START Items
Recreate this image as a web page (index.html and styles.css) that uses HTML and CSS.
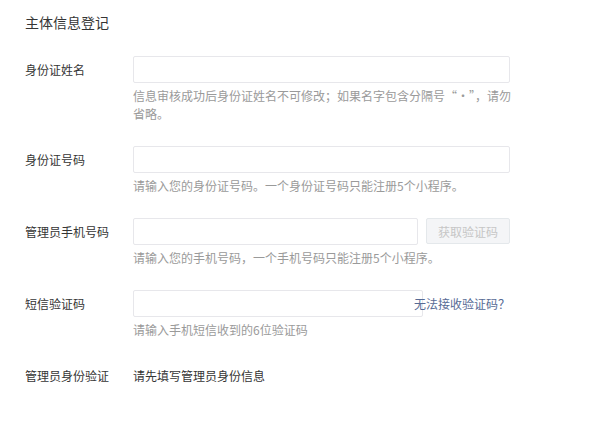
FILE: index.html
```html
<!DOCTYPE html>
<html lang="zh-CN">
<head>
  <meta charset="UTF-8" />
  <meta name="viewport" content="width=device-width, initial-scale=1.0" />
  <title>主体信息登记</title>
  <link rel="stylesheet" href="styles.css">
</head>
<body>
  <div class="page">
    <h2 class="title">主体信息登记</h2>

    <div class="row">
      <label class="label">身份证姓名</label>
      <div class="field">
        <input class="input" type="text" />
        <p class="tips">信息审核成功后身份证姓名不可修改；如果名字包含分隔号“·”，请勿<br>省略。</p>
      </div>
    </div>

    <div class="row">
      <label class="label">身份证号码</label>
      <div class="field">
        <input class="input" type="text" />
        <p class="tips">请输入您的身份证号码。一个身份证号码只能注册5个小程序。</p>
      </div>
    </div>

    <div class="row">
      <label class="label">管理员手机号码</label>
      <div class="field">
        <div class="inline">
          <input class="input input-short" type="text" />
          <button class="btn" disabled>获取验证码</button>
        </div>
        <p class="tips">请输入您的手机号码，一个手机号码只能注册5个小程序。</p>
      </div>
    </div>

    <div class="row">
      <label class="label">短信验证码</label>
      <div class="field">
        <div class="inline code">
          <input class="input input-code" type="text" />
          <a class="link" href="#">无法接收验证码？</a>
        </div>
        <p class="tips">请输入手机短信收到的6位验证码</p>
      </div>
    </div>

    <div class="row">
      <label class="label">管理员身份验证</label>
      <div class="field">
        <div class="value">请先填写管理员身份信息</div>
      </div>
    </div>
  </div>
</body>
</html>
```

FILE: styles.css
```css
* {
  margin: 0;
  padding: 0;
  box-sizing: border-box;
}

body {
  font-family: "Noto Sans CJK SC", "Noto Sans", sans-serif;
  font-size: 12px;
  color: #353535;
  background: #fff;
}

.page {
  padding: 12px 0 0 25px;
}

.title {
  font-size: 14px;
  font-weight: normal;
  line-height: 20px;
  margin-bottom: 24px;
}

.row {
  display: flex;
  margin-bottom: 23px;
}

.label {
  width: 108px;
  line-height: 27px;
  flex-shrink: 0;
}

.field {
  width: 377px;
}

.input {
  display: block;
  width: 377px;
  height: 27px;
  border: 1px solid #e7e7eb;
  border-radius: 2px;
  outline: none;
  font: inherit;
  padding: 0 8px;
}

.inline {
  display: flex;
  justify-content: space-between;
}

.input-short {
  width: 285px;
}

.btn {
  width: 84px;
  height: 26px;
  border: 1px solid #e4e8eb;
  border-radius: 2px;
  background: #f4f5f7;
  color: #c6c6c6;
  font: inherit;
}

.code {
  position: relative;
}

.input-code {
  width: 290px;
}

.link {
  position: absolute;
  right: 0;
  top: 0;
  line-height: 27px;
  color: #576b95;
  text-decoration: none;
}

.tips {
  margin-top: 4px;
  line-height: 18px;
  color: #9a9a9a;
  white-space: nowrap;
}

.value {
  line-height: 27px;
}
```
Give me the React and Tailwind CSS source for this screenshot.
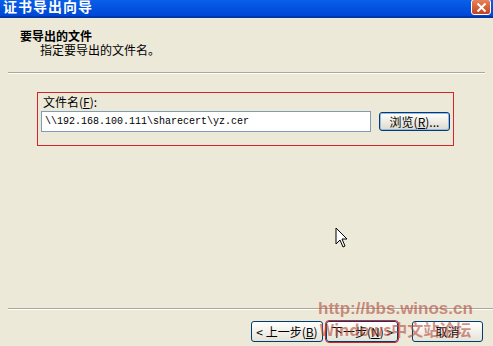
import React from 'react'

const cjk = { fontFamily: '"Noto Sans CJK SC", "Liberation Sans", sans-serif' }
const mono = { fontFamily: '"Liberation Mono", "Noto Sans CJK SC", monospace' }

function XpButton({ children, className = '' }) {
  return (
    <div className={`flex items-center justify-center h-[21px] rounded-[3px] border border-[#003c74] bg-gradient-to-b from-white to-[#e6e3d6] text-[12px] text-black ${className}`}>
      {children}
    </div>
  )
}

export default function App() {
  return (
    <div className="w-[493px] h-[346px] bg-[#ece9d8] flex flex-col overflow-hidden relative" style={cjk}>
      {/* title bar */}
      <div className="h-[18px] flex items-center justify-between bg-gradient-to-b from-[#0a5fe8] to-[#0045d6] border-b-2 border-[#0037a8]">
        <span className="pl-[3px] text-white font-bold text-[14px] leading-none -mt-[4px] tracking-[1px]">证书导出向导</span>
        <div className="w-[20px] h-[16px] -mt-[2px] mr-[2px] rounded-[3px] border border-white bg-gradient-to-b from-[#e8825c] to-[#c4401c] flex items-center justify-center">
          <svg width="11" height="11" viewBox="0 0 11 11">
            <path d="M1.5 1.5 L9.5 9.5 M9.5 1.5 L1.5 9.5" stroke="white" strokeWidth="2" />
          </svg>
        </div>
      </div>

      {/* header */}
      <div className="pt-[11px] pl-[20px] h-[54px]">
        <div className="text-[12px] font-bold leading-[14px] text-black">要导出的文件</div>
        <div className="pl-[20px] text-[12px] leading-[14px] text-black">指定要导出的文件名。</div>
      </div>
      <div className="mx-[8px] border-t border-[#aca899] border-b border-b-white" />

      {/* content */}
      <div className="flex-1 pt-[18px] pl-[37px]">
        <div className="w-[417px] h-[54px] border border-[#d7242c] pl-[3px] pt-[2px]">
          <div className="text-[12px] leading-[14px] pl-[2px] text-black">文件名(<span className="underline">F</span>):</div>
          <div className="flex items-center mt-[2px] gap-[8px]">
            <div className="w-[330px] h-[21px] bg-white border border-[#7f9db9] flex items-center pl-[3px] text-[10px] text-black" style={mono}>
              \\192.168.100.111\sharecert\yz.cer
            </div>
            <div className="w-[71px] h-[19px] rounded-[3px] border border-[#003c74] bg-gradient-to-b from-white to-[#dcd9cc] shadow-[inset_0_0_0_1px_#98b8ea] flex items-center justify-center text-[12px] text-black">
              浏览(<span className="underline">R</span>)...
            </div>
          </div>
        </div>
      </div>

      {/* bottom */}
      <div className="ml-[8px] border-t border-[#aca899] border-b border-b-white" />
      <div className="h-[36px] flex items-start pt-[11px] pl-[251px]">
        <XpButton className="w-[72px]">&lt; 上一步(<span className="underline">B</span>)</XpButton>
        <XpButton className="w-[72px] ml-[3px] outline outline-1 outline-[#d7242c]">下一步(<span className="underline">N</span>) &gt;</XpButton>
        <XpButton className="w-[71px] ml-[14px]">取消</XpButton>
      </div>

      {/* watermark */}
      <div className="absolute left-[318px] top-[300px] flex flex-col items-center pointer-events-none text-[#b04a3a]/60 font-bold leading-none">
        <span className="text-[17px]" style={{ fontFamily: '"Liberation Sans", sans-serif' }}>http://bbs.winos.cn</span>
        <span className="text-[16px] mt-[4px]">Windows中文站论坛</span>
      </div>

      {/* cursor */}
      <svg className="absolute left-[335px] top-[227px]" width="14" height="22" viewBox="0 0 14 22">
        <path d="M1 1 L1 17 L5 13 L8 20 L10 19 L7 12 L12 12 Z" fill="white" stroke="black" strokeWidth="1" />
      </svg>
    </div>
  )
}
END Items
> Given problem
Without the pictures, restate all the entries above exactly.

> Exercise result
Recreate this image as a web page (index.html and styles.css) that uses HTML and CSS.
FILE: index.html
```html
<!DOCTYPE html>
<html lang="zh-CN">
<head>
  <meta charset="UTF-8" />
  <meta name="viewport" content="width=device-width, initial-scale=1.0" />
  <title>主体信息登记</title>
  <link rel="stylesheet" href="styles.css">
</head>
<body>
  <div class="page">
    <h2 class="title">主体信息登记</h2>

    <div class="row">
      <label class="label">身份证姓名</label>
      <div class="field">
        <input class="input" type="text" />
        <p class="tips">信息审核成功后身份证姓名不可修改；如果名字包含分隔号“·”，请勿<br>省略。</p>
      </div>
    </div>

    <div class="row">
      <label class="label">身份证号码</label>
      <div class="field">
        <input class="input" type="text" />
        <p class="tips">请输入您的身份证号码。一个身份证号码只能注册5个小程序。</p>
      </div>
    </div>

    <div class="row">
      <label class="label">管理员手机号码</label>
      <div class="field">
        <div class="inline">
          <input class="input input-short" type="text" />
          <button class="btn" disabled>获取验证码</button>
        </div>
        <p class="tips">请输入您的手机号码，一个手机号码只能注册5个小程序。</p>
      </div>
    </div>

    <div class="row">
      <label class="label">短信验证码</label>
      <div class="field">
        <div class="inline code">
          <input class="input input-code" type="text" />
          <a class="link" href="#">无法接收验证码？</a>
        </div>
        <p class="tips">请输入手机短信收到的6位验证码</p>
      </div>
    </div>

    <div class="row">
      <label class="label">管理员身份验证</label>
      <div class="field">
        <div class="value">请先填写管理员身份信息</div>
      </div>
    </div>
  </div>
</body>
</html>
```

FILE: styles.css
```css
* {
  margin: 0;
  padding: 0;
  box-sizing: border-box;
}

body {
  font-family: "Noto Sans CJK SC", "Noto Sans", sans-serif;
  font-size: 12px;
  color: #353535;
  background: #fff;
}

.page {
  padding: 12px 0 0 25px;
}

.title {
  font-size: 14px;
  font-weight: normal;
  line-height: 20px;
  margin-bottom: 24px;
}

.row {
  display: flex;
  margin-bottom: 23px;
}

.label {
  width: 108px;
  line-height: 27px;
  flex-shrink: 0;
}

.field {
  width: 377px;
}

.input {
  display: block;
  width: 377px;
  height: 27px;
  border: 1px solid #e7e7eb;
  border-radius: 2px;
  outline: none;
  font: inherit;
  padding: 0 8px;
}

.inline {
  display: flex;
  justify-content: space-between;
}

.input-short {
  width: 285px;
}

.btn {
  width: 84px;
  height: 26px;
  border: 1px solid #e4e8eb;
  border-radius: 2px;
  background: #f4f5f7;
  color: #c6c6c6;
  font: inherit;
}

.code {
  position: relative;
}

.input-code {
  width: 290px;
}

.link {
  position: absolute;
  right: 0;
  top: 0;
  line-height: 27px;
  color: #576b95;
  text-decoration: none;
}

.tips {
  margin-top: 4px;
  line-height: 18px;
  color: #9a9a9a;
  white-space: nowrap;
}

.value {
  line-height: 27px;
}
```
Give me the React and Tailwind CSS source for this screenshot.
import React from 'react'

const cjk = { fontFamily: '"Noto Sans CJK SC", "Liberation Sans", sans-serif' }
const mono = { fontFamily: '"Liberation Mono", "Noto Sans CJK SC", monospace' }

function XpButton({ children, className = '' }) {
  return (
    <div className={`flex items-center justify-center h-[21px] rounded-[3px] border border-[#003c74] bg-gradient-to-b from-white to-[#e6e3d6] text-[12px] text-black ${className}`}>
      {children}
    </div>
  )
}

export default function App() {
  return (
    <div className="w-[493px] h-[346px] bg-[#ece9d8] flex flex-col overflow-hidden relative" style={cjk}>
      {/* title bar */}
      <div className="h-[18px] flex items-center justify-between bg-gradient-to-b from-[#0a5fe8] to-[#0045d6] border-b-2 border-[#0037a8]">
        <span className="pl-[3px] text-white font-bold text-[14px] leading-none -mt-[4px] tracking-[1px]">证书导出向导</span>
        <div className="w-[20px] h-[16px] -mt-[2px] mr-[2px] rounded-[3px] border border-white bg-gradient-to-b from-[#e8825c] to-[#c4401c] flex items-center justify-center">
          <svg width="11" height="11" viewBox="0 0 11 11">
            <path d="M1.5 1.5 L9.5 9.5 M9.5 1.5 L1.5 9.5" stroke="white" strokeWidth="2" />
          </svg>
        </div>
      </div>

      {/* header */}
      <div className="pt-[11px] pl-[20px] h-[54px]">
        <div className="text-[12px] font-bold leading-[14px] text-black">要导出的文件</div>
        <div className="pl-[20px] text-[12px] leading-[14px] text-black">指定要导出的文件名。</div>
      </div>
      <div className="mx-[8px] border-t border-[#aca899] border-b border-b-white" />

      {/* content */}
      <div className="flex-1 pt-[18px] pl-[37px]">
        <div className="w-[417px] h-[54px] border border-[#d7242c] pl-[3px] pt-[2px]">
          <div className="text-[12px] leading-[14px] pl-[2px] text-black">文件名(<span className="underline">F</span>):</div>
          <div className="flex items-center mt-[2px] gap-[8px]">
            <div className="w-[330px] h-[21px] bg-white border border-[#7f9db9] flex items-center pl-[3px] text-[10px] text-black" style={mono}>
              \\192.168.100.111\sharecert\yz.cer
            </div>
            <div className="w-[71px] h-[19px] rounded-[3px] border border-[#003c74] bg-gradient-to-b from-white to-[#dcd9cc] shadow-[inset_0_0_0_1px_#98b8ea] flex items-center justify-center text-[12px] text-black">
              浏览(<span className="underline">R</span>)...
            </div>
          </div>
        </div>
      </div>

      {/* bottom */}
      <div className="ml-[8px] border-t border-[#aca899] border-b border-b-white" />
      <div className="h-[36px] flex items-start pt-[11px] pl-[251px]">
        <XpButton className="w-[72px]">&lt; 上一步(<span className="underline">B</span>)</XpButton>
        <XpButton className="w-[72px] ml-[3px] outline outline-1 outline-[#d7242c]">下一步(<span className="underline">N</span>) &gt;</XpButton>
        <XpButton className="w-[71px] ml-[14px]">取消</XpButton>
      </div>

      {/* watermark */}
      <div className="absolute left-[318px] top-[300px] flex flex-col items-center pointer-events-none text-[#b04a3a]/60 font-bold leading-none">
        <span className="text-[17px]" style={{ fontFamily: '"Liberation Sans", sans-serif' }}>http://bbs.winos.cn</span>
        <span className="text-[16px] mt-[4px]">Windows中文站论坛</span>
      </div>

      {/* cursor */}
      <svg className="absolute left-[335px] top-[227px]" width="14" height="22" viewBox="0 0 14 22">
        <path d="M1 1 L1 17 L5 13 L8 20 L10 19 L7 12 L12 12 Z" fill="white" stroke="black" strokeWidth="1" />
      </svg>
    </div>
  )
}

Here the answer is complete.